In reality, of course, the sharecropper system combined with the KKK, lynchings, and state-enforced segregation kept most blacks in the nearest thing akin to slavery in the South until the mechanization of cotton plantations happened after WWII and freed the slaves. So the reality is that the only issue that the Civil War settled was that the United States was a single nation rather than a confederation of nations voluntarily joining together for limited purposes. Which may be a tragedy from your point of view, but if you look at other nations that have spun apart due to regional sectarianism, generally they are far worse off than they were as a unified country. The United States would not be a superpower today if it were 50 independent nations loosely banded together into a common-defense or economic alliance similar to NATO and the European Union.

Hmm, now that I think about it, would that be such a bad thing? (Penguin mutters to self, waddles off...)

-- Badtux the Thinking Penguin

4/11/08, 12:14 AM  
Blogger Lee Shelton IV said...

Superpowers are responsible for two world wars, a global arms race, and countless other conflicts. And that's just in the last century. A "weaker" America may not have been such a bad thing.

4/11/08, 8:29 AM  
Blogger BadTux said...

The problem is that for most of the era of the U.S. as a superpower (1865-current), the U.S. was not the only superpower out there, or indeed until the era 1944-current not even the most powerful superpower out there. If there had not been a U.S. superpower in the Americas, it is likely that the European superpowers would have re-colonized the Americas in the late 1800's. I mean, c'mon. The French were in Mexico in 1865, and left only because the world's largest and most experienced and technically advanced Army and the world's most powerful littoral Navy was suddenly freed up from fighting a civil war and ready to come kick their butt if they didn't get out.

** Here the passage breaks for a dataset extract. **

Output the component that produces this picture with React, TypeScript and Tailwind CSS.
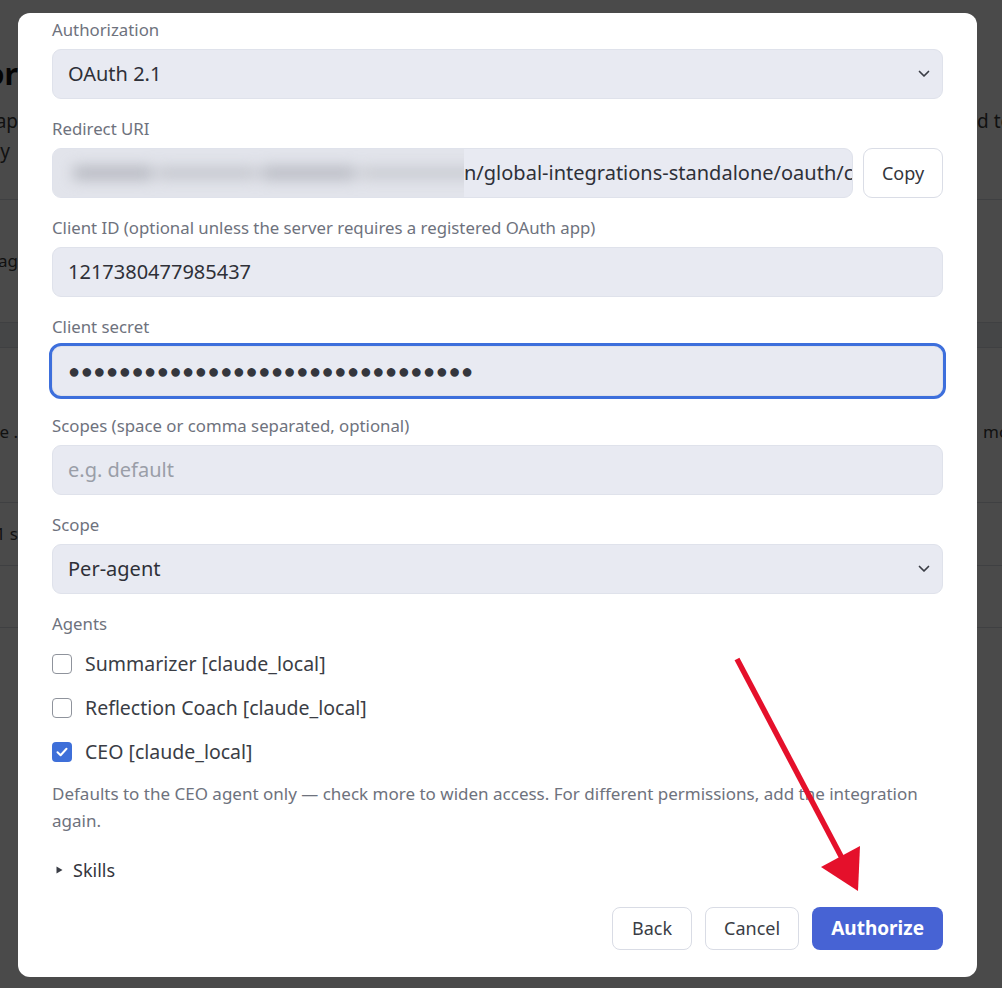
import React from "react";

const font = { fontFamily: '"Noto Sans", "Open Sans", Arial, sans-serif' };

function Chevron() {
  return (
    <svg width="12" height="8" viewBox="0 0 12 8" fill="none" className="shrink-0">
      <path d="M1.5 1.5L6 6L10.5 1.5" stroke="#3a3d45" strokeWidth="1.7" strokeLinecap="round" strokeLinejoin="round" />
    </svg>
  );
}

function Label({ children }: { children: React.ReactNode }) {
  return <div className="text-[16.8px] leading-[22px] text-[#6e727d] whitespace-nowrap">{children}</div>;
}

function Field({ label, children }: { label: string; children: React.ReactNode }) {
  return (
    <div className="flex flex-col gap-[8px] mb-[19px]">
      <Label>{label}</Label>
      {children}
    </div>
  );
}

const shell =
  "h-[50px] w-full flex items-center rounded-[9px] bg-[#e8eaf2] border border-[#dfe2eb] text-[20px] text-[#2e3038]";
const boxBase = shell + " px-[15px]";

function SelectBox({ value }: { value: string }) {
  return (
    <div className={shell + " justify-between pl-[15px] pr-[12px]"}>
      <span>{value}</span>
      <Chevron />
    </div>
  );
}

function Check({ checked, label }: { checked?: boolean; label: string }) {
  return (
    <div className="h-[44px] flex items-center gap-[13px]">
      {checked ? (
        <span className="w-[20px] h-[20px] rounded-[4px] bg-[#3e6fd9] flex items-center justify-center">
          <svg width="14" height="14" viewBox="0 0 14 14" fill="none">
            <path d="M2.5 7.3L5.6 10.2L11.5 3.8" stroke="white" strokeWidth="2" strokeLinecap="round" strokeLinejoin="round" />
          </svg>
        </span>
      ) : (
        <span className="w-[20px] h-[20px] rounded-[4px] bg-white border-[1.5px] border-[#8f939c]" />
      )}
      <span className="text-[19.5px] text-[#3a3d45] whitespace-nowrap">{label}</span>
    </div>
  );
}

/* Strip of the page that shows at the left / right edge behind the dialog */
function PageRow({
  h,
  left,
  right,
  leftClass = "",
  rightClass = "",
  border = true,
  tint = false,
  extra = "",
}: {
  h: string;
  left?: string;
  right?: string;
  leftClass?: string;
  rightClass?: string;
  border?: boolean;
  tint?: boolean;
  extra?: string;
}) {
  return (
    <div className={`${h} flex items-center justify-between ${border ? "border-b border-[#d9dce3]" : ""} ${tint ? "bg-[#eef0f4]" : ""} ${extra}`}>
      <div className="w-[18px] flex justify-end overflow-hidden">
        <span className={`whitespace-nowrap ${leftClass}`}>{left}</span>
      </div>
      <div className="w-[25px] flex justify-start overflow-hidden">
        <span className={`whitespace-nowrap ${rightClass}`}>{right}</span>
      </div>
    </div>
  );
}

export default function App() {
  return (
    <div className="relative w-full h-[988px] overflow-hidden bg-white" style={font}>
      {/* page underneath */}
      <div className="flex flex-col">
        <div className="h-[50px]" />
        <PageRow h="h-[46px]" left="Connector" leftClass="text-[30px] font-bold text-[#111]" border={false} />
        <div className="h-[104px] flex flex-col justify-start pt-[10px] border-b border-[#d9dce3]">
          <PageRow h="h-[30px]" left="Connect ap" right="d to" leftClass="text-[19px] text-[#3c3c3c]" rightClass="text-[19px] text-[#3c3c3c]" border={false} />
          <PageRow h="h-[30px]" left="only" leftClass="text-[19px] text-[#3c3c3c] pr-[8px]" border={false} />
        </div>
        <PageRow h="h-[123px]" left="Manag" leftClass="text-[17px] text-[#3c3c3c]" />
        <PageRow h="h-[25px]" tint />
        <PageRow h="h-[155px]" extra="pt-[14px]" left="Use ." right="more" leftClass="text-[17px] text-[#3c3c3c]" rightClass="text-[17px] text-[#3c3c3c] pl-[6px]" />
        <PageRow h="h-[63px]" left="1 s" leftClass="text-[17px] text-[#3c3c3c]" />
        <PageRow h="h-[62px]" />
      </div>

      {/* dim layer + dialog */}
      <div className="absolute inset-0 bg-black/[0.71] pt-[13px] pl-[18px]">
        <div className="w-[959px] h-[964px] bg-white rounded-[12px] flex flex-col px-[34px] pt-[6px] pb-[27px]">
          <Field label="Authorization">
            <SelectBox value="OAuth 2.1" />
          </Field>

          <Field label="Redirect URI">
            <div className="flex gap-[10px]">
              <div className={shell + " flex-1 min-w-0 overflow-hidden"}>
                <div className="w-[411px] h-full shrink-0 overflow-hidden flex items-center pl-[20px] bg-[#e2e4eb]">
                  <div className="flex gap-[4px] items-center blur-[7px]">
                    <span className="w-[80px] h-[14px] bg-[#b7b9c1] rounded" />
                    <span className="w-[100px] h-[12px] bg-[#c3c5cc] rounded" />
                    <span className="w-[95px] h-[14px] bg-[#babcc4] rounded" />
                    <span className="w-[130px] h-[12px] bg-[#c8cad0] rounded" />
                  </div>
                </div>
                <span className="whitespace-nowrap">n/global-integrations-standalone/oauth/callback</span>
              </div>
              <div className="w-[80px] h-[50px] shrink-0 rounded-[9px] bg-white border border-[#dadde6] flex items-center justify-center text-[18px] text-[#33353c]">
                Copy
              </div>
            </div>
          </Field>

          <Field label="Client ID (optional unless the server requires a registered OAuth app)">
            <div className={boxBase}>1217380477985437</div>
          </Field>

          <Field label="Client secret">
            <div className={boxBase + " outline-[3px] outline-solid outline-[#3d6fdc] outline-offset-0 text-[#34363d] tracking-[0.6px]"}>
              {"●".repeat(32)}
            </div>
          </Field>

          <Field label="Scopes (space or comma separated, optional)">
            <div className={boxBase + " text-[#9a9ea8]"}>e.g. default</div>
          </Field>

          <Field label="Scope">
            <SelectBox value="Per-agent" />
          </Field>

          <Label>Agents</Label>
          <div className="flex flex-col mt-[7px]">
            <Check label="Summarizer [claude_local]" />
            <Check label="Reflection Coach [claude_local]" />
            <Check checked label="CEO [claude_local]" />
          </div>

          <p className="mt-[6px] text-[17px] leading-[27px] text-[#6e727d]">
            Defaults to the CEO agent only — check more to widen access. For different permissions, add the integration again.
          </p>

          <div className="mt-[24px] h-[24px] flex items-center gap-[10px] pl-[4px] text-[18px] text-[#33353c]">
            <svg width="7" height="8" viewBox="0 0 7 8">
              <path d="M0.5 0.5L6.5 4L0.5 7.5Z" fill="#3a3d45" />
            </svg>
            <span>Skills</span>
          </div>

          <div className="mt-[25px] flex justify-end gap-[13px]">
            <div className="h-[43px] px-[19px] rounded-[8px] bg-white border border-[#d9dce5] flex items-center text-[18px] text-[#3a3d45]">
              Back
            </div>
            <div className="h-[43px] px-[18px] rounded-[8px] bg-white border border-[#d9dce5] flex items-center text-[18px] text-[#3a3d45]">
              Cancel
            </div>
            <div className="h-[43px] px-[19px] rounded-[8px] bg-[#4763d4] flex items-center text-[19px] font-bold text-white">
              Authorize
            </div>
          </div>
        </div>
      </div>

      {/* red pointer arrow drawn over the dialog */}
      <svg className="absolute inset-0 pointer-events-none" width="1002" height="988" viewBox="0 0 1002 988">
        <line x1="737" y1="659" x2="843" y2="860" stroke="#e5102b" strokeWidth="5.5" />
        <polygon points="821,867 860,846 858,891" fill="#e5102b" />
      </svg>
    </div>
  );
}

Given a precedent for secession if sectional concerns were not addressed, it is likely that a successful Confederate secession would have resulted in the U.S. spinning apart into a half-dozen sectional and regional sub-nations. We'd have fifty individual nations, not a single United States, loosely confederated into a half-dozen various defensive alliances. History is not kind to such arrangements. The largest and most powerful of such arrangements in the past, the Polish-Lithuanian Commonwealth, ended up divvied up amongst the other European empires as it fell into internal squabbling and became unable to unite enough to hold off the other European superpowers. And in 1861, the European superpowers had just finished fighting the Crimean War over rights to divvy up the disintegrating Ottoman Empire, so any thoughtful politician of 1861 had to consider the fact that if the United States failed as a unified nation, likely it would face the same fate.

In short, we'd most likely be speaking German if the Confederate secession had been successful. (German because the Germans were the ones left out of the Great African Colonization Race due to their late date of national unification after the Kingdom of Prussia united the other German states into a single German nation, so naturally they would have turned to the Americas instead). And to state that the world would have been different is a massive understatement. Better? Arguable. Would a successful German empire in 1918, victorious over the British and French because of the advantages granted to it by its massive American colonial empire, have been such a boon to the world?

Note that I haven't mentioned slavery here because slavery was not an issue for the Unionists during the Civil War, indeed was a pesky issue they wished would just magically vanish and go away so they wouldn't have to think about it. Their primary motivation was to avoid the fate of the Polish-Lithuanian Commonwealth (which went from controlling all of central Europe from the Baltic to the Black Sea to being divvied up amongst the other European empires in less than 100 years), or the impending fate of the Ottoman Empire (whose divvying up was being delayed only by squabbling amongst the European powers as to who would get which piece, and which indeed was divvied up when the squabbling was resolved via war in 1914-1918 -- except for Turkey itself, which was saved via tactical brilliance from Attaturk, who set up in Ankara in the interior and ran a brilliant campaign against the British and French occupying forces who came to divvy up the Turkish heartland between them). It is unclear that a divided United States would have had the power to resist re-colonization by the European superpowers. Given a choice between the Constitution and re-colonization, Abraham Lincoln basically said "screw the Constitution, the Constitution is not a death pact" and for better or worse did what he felt necessary to avoid the fate of the Polish and Ottomans. Whether the world is better off for that or not... well, that is always the question, eh?

- Badtux the History Penguin

4/11/08, 1:26 PM  
Blogger Lee Shelton IV said...

'Tis a question that will be debated until the end of time.